Still, Cleveland was always in the back of his mind.
“Cleveland never stopped loving boxing,” he says. “It just stopped having a place that felt like home for it.”
That idea sits at the center of Newhouse Boxing, the live professional boxing platform he’s quietly developing. The aim isn’t to compete with arena shows or viral spectacles. It’s to create nights that feel close and intentional, where fighters can hear the crowd and fans can feel part of what’s unfolding.
Westlake, a west-side Cleveland suburb better known for business parks and family neighborhoods than fight cards, became an unlikely setting for that vision. It’s also the hometown of Jake Paul, whose rise has reshaped how boxing intersects with celebrity and digital reach. VanNewhouse sees that contrast as telling. Where one path emphasizes visibility at scale, his focuses on the shared experience of being present.

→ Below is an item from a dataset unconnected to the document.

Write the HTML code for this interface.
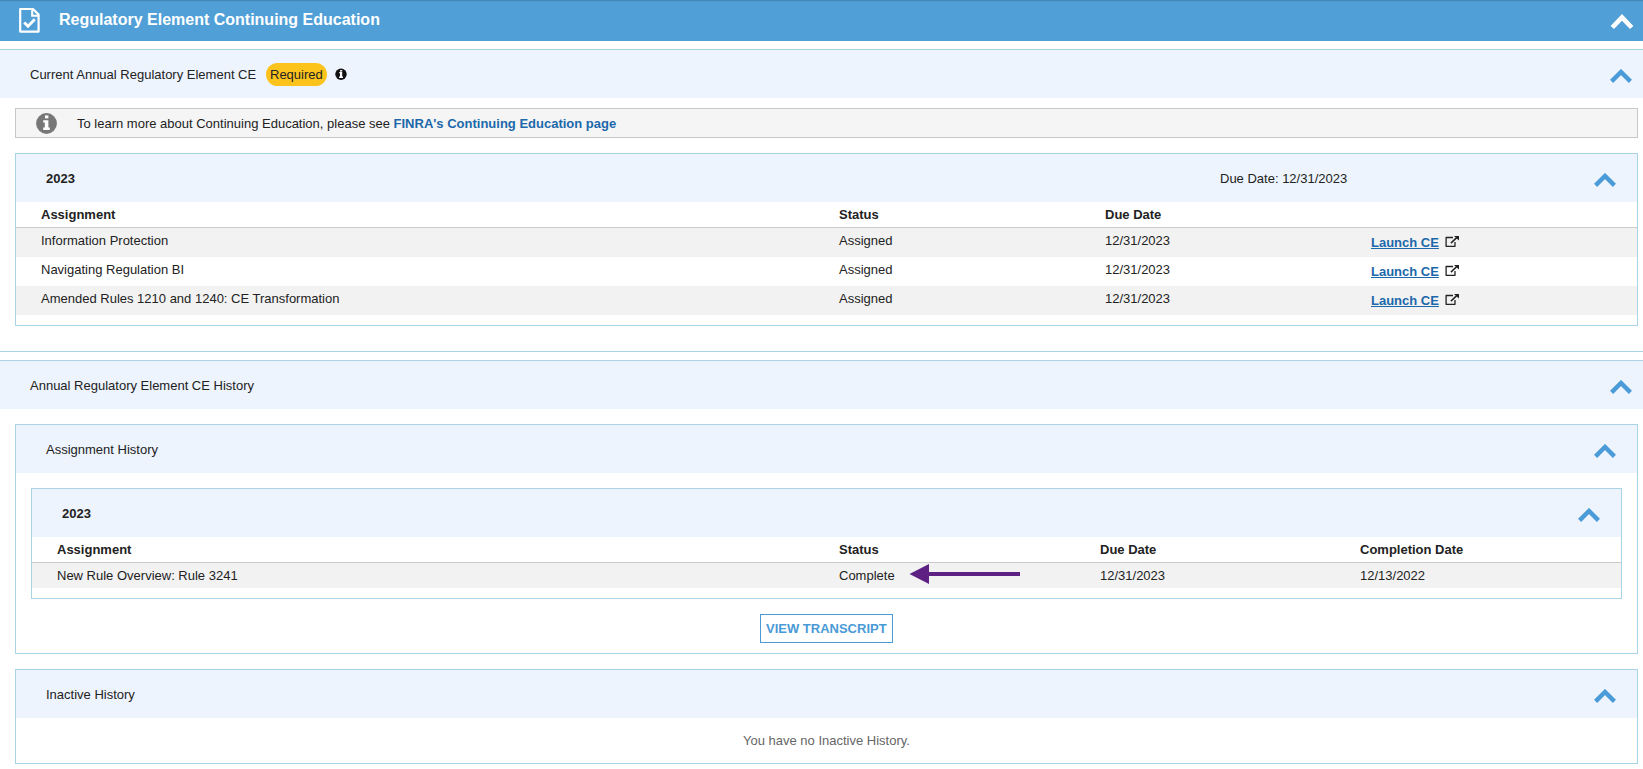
<!DOCTYPE html>
<html><head><meta charset="utf-8">
<style>
html,body{margin:0;padding:0;background:#fff;width:1643px;height:769px;overflow:hidden;position:relative;}
body{font-family:"Liberation Sans",sans-serif;font-size:13px;color:#222;}
.a{position:absolute;}
.t{position:absolute;line-height:15px;white-space:nowrap;}
.b{font-weight:bold;}
.hdr{left:0;top:0;width:1643px;height:41px;background:#509fd7;}
.hdr .shade{left:0;top:0;width:1643px;height:2px;background:linear-gradient(#3f7fb2,#509fd7);}
.bl{background:#a9d4e6;}
.sh{background:#edf4fd;}
.row{background:#f2f2f2;}
.div{background:#cbcbcb;}
.chev{position:absolute;width:22px;height:14px;}
</style></head>
<body>
<!-- Top header -->
<div class="a hdr"><div class="a shade"></div></div>
<svg class="a" style="left:18px;top:7px" width="23" height="27" viewBox="0 0 23 27">
  <path d="M2.2 2 H15 L20.6 7.6 V24.6 H2.2 Z" fill="none" stroke="#fff" stroke-width="2.2" stroke-linejoin="round"/>
  <path d="M14.2 1.5 V8.8 H21" fill="none" stroke="#fff" stroke-width="2.1"/>
  <path d="M6.2 15.6 L10 19.3 L16.8 12.2" fill="none" stroke="#fff" stroke-width="2.8"/>
</svg>
<div class="t b" style="left:59px;top:11px;font-size:16px;line-height:18px;color:#fff">Regulatory Element Continuing Education</div>
<svg class="a" style="left:1610px;top:13px" width="24" height="17" viewBox="0 0 24 17"><path d="M2.3 14.5 L12 4.3 L21.7 14.5" fill="none" stroke="#fff" stroke-width="4.7"/></svg>

<!-- Section 1 -->
<div class="a bl" style="left:0;top:49px;width:1643px;height:1px"></div>
<div class="a sh" style="left:0;top:50px;width:1643px;height:48px"></div>
<div class="t" style="left:30px;top:67px">Current Annual Regulatory Element CE</div>
<div class="a" style="left:266px;top:63px;width:61px;height:23px;border-radius:12px;background:#fdc31d"></div>
<div class="t" style="left:270px;top:67px">Required</div>
<svg class="a" style="left:335px;top:68px" width="12" height="12" viewBox="0 0 12 12"><circle cx="6" cy="6.2" r="5.7" fill="#111"/><rect x="5" y="2.1" width="2.2" height="1.5" fill="#fff"/><path d="M4.3 4.1 H7.2 V8.6 H8 V9.9 H4.1 V8.6 H5 V5.3 H4.3 Z" fill="#fff"/></svg>
<svg class="chev" style="left:1610px;top:69px" viewBox="0 0 22 14"><path d="M1.6 12.4 L11 3 L20.4 12.4" fill="none" stroke="#4a9bd8" stroke-width="4.4"/></svg>

<!-- info box -->
<div class="a" style="left:15px;top:108px;width:1621px;height:28px;border:1px solid #c8c8c8;background:#f5f5f5"></div>
<svg class="a" style="left:36px;top:113px" width="21" height="21" viewBox="0 0 21 21"><circle cx="10.5" cy="10.5" r="10.4" fill="#777"/><rect x="9" y="2.4" width="3.4" height="3" fill="#fff"/><path d="M7.2 7.2 H12.4 V14.6 H13.8 V17.1 H7.2 V14.6 H8.8 V9.4 H7.2 Z" fill="#fff"/></svg>
<div class="t" style="left:77px;top:116px">To learn more about Continuing Education, please see <span class="b" style="color:#1c68aa">FINRA's Continuing Education page</span></div>

<!-- 2023 panel -->
<div class="a" style="left:15px;top:153px;width:1621px;height:171px;border:1px solid #a9d4e6;background:#fff"></div>
<div class="a sh" style="left:16px;top:154px;width:1621px;height:48px"></div>
<div class="t b" style="left:46px;top:171px">2023</div>
<div class="t" style="left:1220px;top:171px">Due Date: 12/31/2023</div>
<svg class="chev" style="left:1594px;top:173px" viewBox="0 0 22 14"><path d="M1.6 12.4 L11 3 L20.4 12.4" fill="none" stroke="#4a9bd8" stroke-width="4.4"/></svg>
<div class="t b" style="left:41px;top:207px">Assignment</div>
<div class="t b" style="left:839px;top:207px">Status</div>
<div class="t b" style="left:1105px;top:207px">Due Date</div>
<div class="a div" style="left:16px;top:227px;width:1621px;height:1px"></div>
<div class="a row" style="left:16px;top:228px;width:1621px;height:29px"></div>
<div class="a row" style="left:16px;top:286px;width:1621px;height:29px"></div>
<div class="t" style="left:41px;top:233px">Information Protection</div>
<div class="t" style="left:839px;top:233px">Assigned</div>
<div class="t" style="left:1105px;top:233px">12/31/2023</div>
<div class="t" style="left:41px;top:262px">Navigating Regulation BI</div>
<div class="t" style="left:839px;top:262px">Assigned</div>
<div class="t" style="left:1105px;top:262px">12/31/2023</div>
<div class="t" style="left:41px;top:291px">Amended Rules 1210 and 1240: CE Transformation</div>
<div class="t" style="left:839px;top:291px">Assigned</div>
<div class="t" style="left:1105px;top:291px">12/31/2023</div>
<div class="t b" style="left:1371px;top:235px;color:#1c68aa;text-decoration:underline">Launch CE</div>
<div class="t b" style="left:1371px;top:264px;color:#1c68aa;text-decoration:underline">Launch CE</div>
<div class="t b" style="left:1371px;top:293px;color:#1c68aa;text-decoration:underline">Launch CE</div>

<svg class="a" style="left:1444px;top:234px" width="16" height="14" viewBox="0 0 16 14"><path d="M9 3.5 H2.1 V12.3 H11 V8" fill="none" stroke="#222" stroke-width="1.3" stroke-linejoin="round"/><path d="M6.9 9.1 L13 3.4" stroke="#222" stroke-width="1.5"/><path d="M10 2 H15 V6.5 Z" fill="#222"/></svg>
<svg class="a" style="left:1444px;top:263px" width="16" height="14" viewBox="0 0 16 14"><path d="M9 3.5 H2.1 V12.3 H11 V8" fill="none" stroke="#222" stroke-width="1.3" stroke-linejoin="round"/><path d="M6.9 9.1 L13 3.4" stroke="#222" stroke-width="1.5"/><path d="M10 2 H15 V6.5 Z" fill="#222"/></svg>
<svg class="a" style="left:1444px;top:292px" width="16" height="14" viewBox="0 0 16 14"><path d="M9 3.5 H2.1 V12.3 H11 V8" fill="none" stroke="#222" stroke-width="1.3" stroke-linejoin="round"/><path d="M6.9 9.1 L13 3.4" stroke="#222" stroke-width="1.5"/><path d="M10 2 H15 V6.5 Z" fill="#222"/></svg>
<!-- Section 1 bottom border -->
<div class="a bl" style="left:0;top:351px;width:1643px;height:1px"></div>

<!-- Section 2 -->
<div class="a bl" style="left:0;top:360px;width:1643px;height:1px"></div>
<div class="a sh" style="left:0;top:361px;width:1643px;height:48px"></div>
<div class="t" style="left:30px;top:378px">Annual Regulatory Element CE History</div>
<svg class="chev" style="left:1610px;top:380px" viewBox="0 0 22 14"><path d="M1.6 12.4 L11 3 L20.4 12.4" fill="none" stroke="#4a9bd8" stroke-width="4.4"/></svg>

<!-- Assignment History panel -->
<div class="a" style="left:15px;top:424px;width:1621px;height:228px;border:1px solid #a9d4e6;background:#fff"></div>
<div class="a sh" style="left:16px;top:425px;width:1621px;height:48px"></div>
<div class="t" style="left:46px;top:442px">Assignment History</div>
<svg class="chev" style="left:1594px;top:444px" viewBox="0 0 22 14"><path d="M1.6 12.4 L11 3 L20.4 12.4" fill="none" stroke="#4a9bd8" stroke-width="4.4"/></svg>

<!-- inner 2023 -->
<div class="a" style="left:31px;top:488px;width:1589px;height:109px;border:1px solid #a9d4e6;background:#fff"></div>
<div class="a sh" style="left:32px;top:489px;width:1589px;height:48px"></div>
<div class="t b" style="left:62px;top:506px">2023</div>
<svg class="chev" style="left:1578px;top:508px" viewBox="0 0 22 14"><path d="M1.6 12.4 L11 3 L20.4 12.4" fill="none" stroke="#4a9bd8" stroke-width="4.4"/></svg>
<div class="t b" style="left:57px;top:542px">Assignment</div>
<div class="t b" style="left:839px;top:542px">Status</div>
<div class="t b" style="left:1100px;top:542px">Due Date</div>
<div class="t b" style="left:1360px;top:542px">Completion Date</div>
<div class="a div" style="left:32px;top:562px;width:1589px;height:1px"></div>
<div class="a row" style="left:32px;top:563px;width:1589px;height:25px"></div>
<div class="t" style="left:57px;top:568px">New Rule Overview: Rule 3241</div>
<div class="t" style="left:839px;top:568px">Complete</div>
<div class="t" style="left:1100px;top:568px">12/31/2023</div>
<div class="t" style="left:1360px;top:568px">12/13/2022</div>
<svg class="a" style="left:909px;top:563px" width="112" height="22" viewBox="0 0 112 22"><path d="M0.5 11 L20 1 V21 Z" fill="#5e2183"/><rect x="19" y="9" width="92" height="4" fill="#5e2183"/></svg>

<div class="a" style="left:760px;top:614px;width:131px;height:27px;border:1px solid #4a9ad6"></div>
<div class="t b" style="left:766px;top:621px;color:#4a9ad6">VIEW TRANSCRIPT</div>

<!-- Inactive History -->
<div class="a" style="left:15px;top:669px;width:1621px;height:93px;border:1px solid #a9d4e6;background:#fff"></div>
<div class="a sh" style="left:16px;top:670px;width:1621px;height:48px"></div>
<div class="t" style="left:46px;top:687px">Inactive History</div>
<svg class="chev" style="left:1594px;top:689px" viewBox="0 0 22 14"><path d="M1.6 12.4 L11 3 L20.4 12.4" fill="none" stroke="#4a9bd8" stroke-width="4.4"/></svg>
<div class="t" style="left:743px;top:733px;color:#666">You have no Inactive History.</div>
</body></html>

That approach showed itself during an inaugural event held under the A Night to Remember banner. More than 1,000 people filled the room, a mix of longtime boxing supporters, families, and first-time attendees. The night wasn’t framed as a spectacle or a statement. It was treated as a beginning.

“You could feel people settling in,” VanNewhouse says. “They weren’t scrolling. They were watching.”
There’s a broader shift happening across live entertainment, one that favors moments people remember over impressions they forget. In a noisy digital landscape, sustained attention has become rare. When people commit to an experience in person, it carries weight.
For partners, the appeal is similar. Being part of a night people talk about afterward tends to mean more than appearing briefly on a feed. Presence builds trust in ways reach often can’t.
Digital coverage for the series is supported by BIGPLAY Sports Network, a Cleveland-based sports media platform that helps extend the events beyond the room without replacing the live experience at the center of it.
The next chapter takes place February 28, 2026, inside the Grand Ballroom at LaCentre Conference and Banquet Center in Westlake, with tickets going on sale January 6. More events are expected to follow.
For VanNewhouse, the goal isn’t to rush growth. It’s to let familiarity build. Fighters return. Fans recognize each other. The room starts to feel like something people belong to.
Cleveland’s boxing history is well documented, but this effort isn’t about reviving an era or chasing nostalgia. It’s about building something durable and present-tense. Something that works because people are actually there.
And in a sport that’s always been about connection, that still matters.